> [Exercise]:
Filter this material down to the lines that hold "full", copying each one.

* BEGIN *

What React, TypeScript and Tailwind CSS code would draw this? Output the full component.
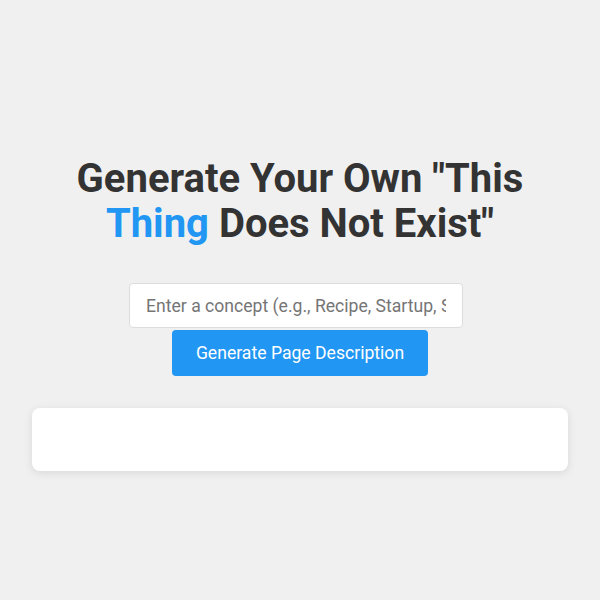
export default function App() {
  return (
    <div className="min-h-[600px] w-full bg-[#f0f0f0] pt-[156px] px-[32px]" style={{ fontFamily: 'Roboto, "Noto Sans", sans-serif' }}>
      <div className="flex flex-col items-center">
        <h1 className="text-center text-[40px] leading-[45px] font-bold text-[#333333] w-[480px]">
          Generate Your Own "This <span className="text-[#2196f3]">Thing</span> Does Not Exist"
        </h1>
        <input
          type="text"
          placeholder="Enter a concept (e.g., Recipe, Startup, Superhero)"
          className="mt-[37px] mr-[8px] w-[334px] h-[45px] px-[16px] text-[17.6px] bg-white border border-[#dddddd] rounded-[4px] text-[#333] placeholder:text-[#757575] outline-none"
        />
        <button className="mt-[2px] w-[256px] h-[46px] bg-[#2196f3] text-white text-[17.6px] rounded-[4px]">
          Generate Page Description
        </button>
      </div>
      <div className="mt-[32px] h-[63px] bg-white rounded-[8px] shadow-[0_2px_8px_rgba(0,0,0,0.1)]"></div>
    </div>
  );
}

* END *

> [Expected answer]:
What React, TypeScript and Tailwind CSS code would draw this? Output the full component.
    <div className="min-h-[600px] w-full bg-[#f0f0f0] pt-[156px] px-[32px]" style={{ fontFamily: 'Roboto, "Noto Sans", sans-serif' }}>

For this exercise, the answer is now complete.